The costs and expenses of administering the Plan are borne by the Corporation.
GRANT OF OPTIONS
KEY MANAGERIAL EMPLOYEES
The Committee, in its sole discretion, may from time to time determine the key
managerial employees of the Corporation or any parent or subsidiary of the
Corporation to whom options are to be granted. Any options granted under the
Plan shall be subject to the following terms and conditions:
1. Each grantee who is a key managerial employee of the Corporation
or any parent or subsidiary of the Corporation shall be required
to enter into an option agreement with the Corporation.
2. The price of shares of common stock subject to option shall be set
by the Committee at the time an option is granted, but in no event
shall such price be less than the fair market value of such shares
on the date such option is granted unless the option is granted to
an individual who, at the time the option is granted, owns more
than ten percent (10%) of the total combined voting power of all
classes of stock of the Corporation or its parent or any
subsidiary; then the option price shall not be less than 110% of
the fair market value of such shares on the date such option is
granted.
3. The price per share with respect to each option shall be payable
in full at the time the option is exercised. Such price shall be
payable in cash or by certified check payable to the order of the
Corporation or by delivery to the Corporation of other shares of
common stock of the Corporation owned by the grantee. Shares
delivered to the Corporation in payment of the option price shall
be valued at the fair market value of the common stock of the
Corporation on the date of the exercise of the option. Payment of
the option price with shares of the common stock of the
Corporation shall not increase the number of shares of the common
stock which may be issued under the Plan.
4. No option granted to a key managerial employee of the Corporation
or any parent or subsidiary of the Corporation shall be
exercisable for a period of one (1) year from the date of grant,
unless the Committee, in its discretion, determines otherwise.

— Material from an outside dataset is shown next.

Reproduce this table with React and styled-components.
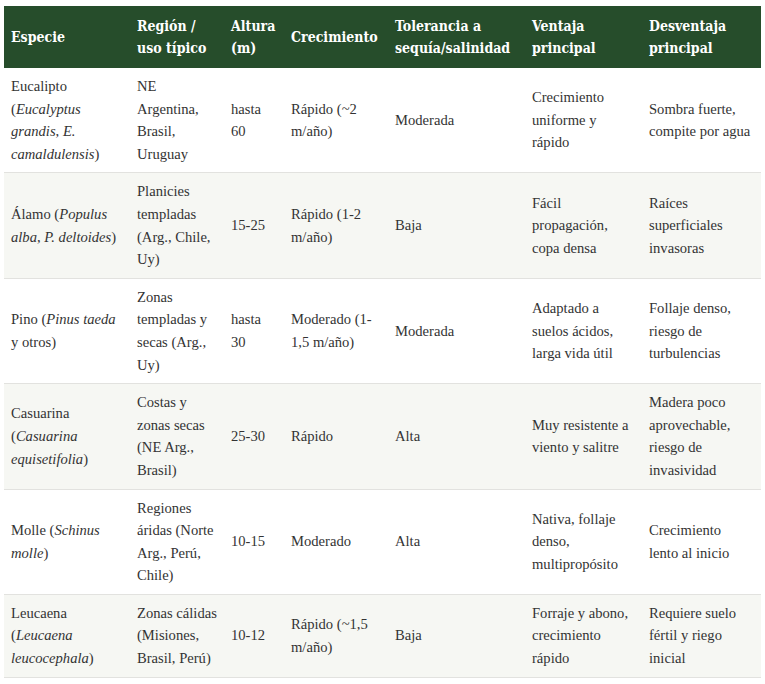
import React from "react";
import styled, { createGlobalStyle } from "styled-components";

const GlobalStyle = createGlobalStyle`
	html, body {
		margin: 0;
		padding: 0;
		background: #fff;
	}
`;

const Page = styled.main`
	padding: 6px 4px;
	width: 757px;
`;

const Table = styled.table`
	width: 757px;
	border-collapse: collapse;
	table-layout: fixed;
	font-family: "Liberation Serif", Georgia, serif;
	font-size: 14.6px;
	color: #333;
`;

const HeadCell = styled.th`
	background: #264d2b;
	color: #fff;
	text-align: left;
	vertical-align: middle;
	font-family: "DejaVu Serif Condensed", "DejaVu Serif", serif;
	font-weight: bold;
	font-size: 14px;
	line-height: 22px;
	padding: 9px 7px;
`;

const Row = styled.tr`
	background: ${(p) => (p.$shade ? "#f6f7f3" : "#fff")};
`;

const Cell = styled.td`
	vertical-align: middle;
	line-height: 22.6px;
	padding: 7px;
	border-bottom: 1px solid #e2e2df;

	&:last-child {
		padding-right: 10px;
	}
`;

const columns = [
	{ label: "Especie", width: 126 },
	{ label: ["Región /", "uso típico"], width: 94 },
	{ label: ["Altura", "(m)"], width: 60 },
	{ label: "Crecimiento", width: 104 },
	{ label: ["Tolerancia a", "sequía/salinidad"], width: 137 },
	{ label: ["Ventaja", "principal"], width: 117 },
	{ label: ["Desventaja", "principal"], width: 119 },
];

const rows = [
	[
		<>Eucalipto (<i>Eucalyptus grandis</i>, <i>E. camaldulensis</i>)</>,
		"NE Argentina, Brasil, Uruguay",
		"hasta 60",
		"Rápido (~2 m/año)",
		"Moderada",
		"Crecimiento uniforme y rápido",
		"Sombra fuerte, compite por agua",
	],
	[
		<>Álamo (<i>Populus alba</i>, <i>P. deltoides</i>)</>,
		"Planicies templadas (Arg., Chile, Uy)",
		"15-25",
		"Rápido (1-2 m/año)",
		"Baja",
		"Fácil propagación, copa densa",
		"Raíces superficiales invasoras",
	],
	[
		<>Pino (<i>Pinus taeda</i> y otros)</>,
		"Zonas templadas y secas (Arg., Uy)",
		"hasta 30",
		"Moderado (1-1,5 m/año)",
		"Moderada",
		"Adaptado a suelos ácidos, larga vida útil",
		"Follaje denso, riesgo de turbulencias",
	],
	[
		<>Casuarina (<i>Casuarina equisetifolia</i>)</>,
		"Costas y zonas secas (NE Arg., Brasil)",
		"25-30",
		"Rápido",
		"Alta",
		"Muy resistente a viento y salitre",
		"Madera poco aprovechable, riesgo de invasividad",
	],
	[
		<>Molle (<i>Schinus molle</i>)</>,
		"Regiones áridas (Norte Arg., Perú, Chile)",
		"10-15",
		"Moderado",
		"Alta",
		"Nativa, follaje denso, multipropósito",
		"Crecimiento lento al inicio",
	],
	[
		<>Leucaena (<i>Leucaena leucocephala</i>)</>,
		"Zonas cálidas (Misiones, Brasil, Perú)",
		"10-12",
		"Rápido (~1,5 m/año)",
		"Baja",
		"Forraje y abono, crecimiento rápido",
		"Requiere suelo fértil y riego inicial",
	],
];

const App = () => {
	return (
		<Page>
			<GlobalStyle />
			<Table>
				<colgroup>
					{columns.map((c, i) => (
						<col key={i} style={{ width: c.width }} />
					))}
				</colgroup>
				<thead>
					<tr>
						{columns.map((c, i) => (
							<HeadCell key={i}>
								{Array.isArray(c.label) ? (
									<>
										{c.label[0]}
										<br />
										{c.label[1]}
									</>
								) : (
									c.label
								)}
							</HeadCell>
						))}
					</tr>
				</thead>
				<tbody>
					{rows.map((r, i) => (
						<Row key={i} $shade={i % 2 === 1}>
							{r.map((v, j) => (
								<Cell key={j}>{v}</Cell>
							))}
						</Row>
					))}
				</tbody>
			</Table>
		</Page>
	);
};

export default App;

Thereafter, such options shall be exercisable in such installments
as set forth in the applicable option agreement as the Committee,
in its sole discretion, may determine. The Committee may, in its
discretion, accelerate the exercisability of options granted to
employees. No option shall be exercisable after the expiration of
ten years from the date of grant of the option unless the option
is granted to an individual who at the time the option is granted
owns more than ten percent (10%) of the total combined voting
power of all classes of stock of the Corporation or its parent or
any subsidiary; then no option shall be exercised after the
expiration of five years from the date of grant of the option.
5. If the service of a grantee as a key managerial employee of the
Corporation or any parent or subsidiary of the Corporation is
terminated due to such grantee's death, or for any other reason
than those specified in Item 6. below, the grantee or the
grantee's legal representative, as the case may be, shall have the
right, within three months after the date of death or termination
of the key managerial employee (but not after the expiration date
of the option) to exercise all or any part of the options which
the deceased or terminated grantee could have exercised at the
time of the grantee's death or termination, but which the deceased
or terminated grantee had not exercised at such time. All options
which have not vested (are not exercisable) as of the date of the
grantee's death or termination shall be deemed to have terminated
as of the date of such event.
6. If the service of a grantee as a key managerial employee of the
Corporation or any parent or subsidiary of the Corporation is
terminated within one year following the date of grant for any
reason other than disability, change of control of the Corporation
or death, or because he or she is discharged for fraud, theft,
embezzlement or gross failure to perform his or her duties, or for
conflict of interest, the options shall be forfeited and
terminated immediately upon such termination of service.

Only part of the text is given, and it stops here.